Hal lain yang sering terabaikan adalah koneksi antarmanusia. Bukan pesta besar atau acara mewah, melainkan percakapan mendalam dengan sahabat lama, tawa spontan bersama keluarga saat makan malam sederhana, atau bahkan sekadar senyuman tulus dari orang asing. Interaksi manusiawi yang otentik ini mengisi jiwa jauh lebih baik daripada ribuan 'like' di media sosial. Sederhana bukan berarti tidak punya ambisi, tetapi sadar bahwa kualitas hidup tidak ditentukan oleh kuantitas harta benda.

Praktik Mensyukuri Kesederhanaan

Untuk mengadopsi pola pikir ini, kita perlu melatih kesadaran (mindfulness). Cobalah untuk melakukan latihan syukur harian. Di penghujung hari, alih-alih meratapi kegagalan, catatlah tiga hal sederhana yang membuat Anda tersenyum hari itu. Mungkin itu adalah cuaca yang cerah, lagu favorit yang tak sengaja terputar di radio, atau menemukan buku lama yang menyenangkan. Latihan ini secara bertahap melatih otak untuk mencari hal positif alih-alih fokus pada kekurangan.

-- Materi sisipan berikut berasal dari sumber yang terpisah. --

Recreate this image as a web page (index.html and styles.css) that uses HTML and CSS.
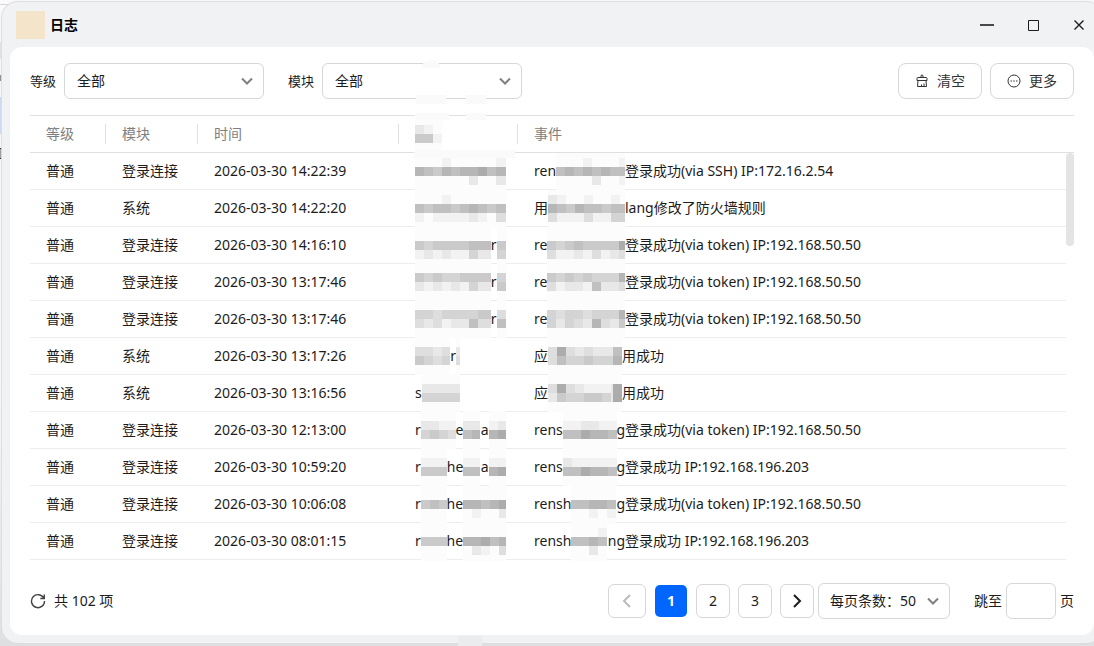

Selain itu, menciptakan ruang fisik yang sederhana juga berperan penting. Rumah yang rapi, bebas dari kekacauan barang yang tidak perlu, menciptakan pikiran yang lebih jernih. Hidup yang tidak terlalu terbebani oleh barang-barang material memungkinkan kita memiliki lebih banyak energi mental dan waktu untuk hal-hal yang benar-benar bermakna—seperti berjalan kaki di taman, mendengarkan suara hujan, atau sekadar membiarkan pikiran mengembara tanpa tujuan.

Mengubah Perspektif Menuju Kehidupan Penuh Makna

Pada akhirnya, bahagia itu sederhana adalah pilihan perspektif. Ini adalah pengakuan bahwa kita tidak perlu menunggu momen epik untuk merasakan sukacita. Kebahagiaan adalah serangkaian mikro-momen yang kita pilih untuk diperhatikan dan dihargai. Saat kita berhenti membandingkan hidup kita dengan standar kemewahan orang lain, kita membuka mata terhadap keajaiban yang tersembunyi dalam rutinitas kita. Kenyamanan sehelai selimut di sofa, kehangatan matahari sore, atau rasa lega setelah menyelesaikan tugas kecil—semuanya adalah kontributor signifikan bagi kesejahteraan emosional kita. Memeluk kesederhanaan berarti memeluk kehidupan itu sendiri, apa adanya.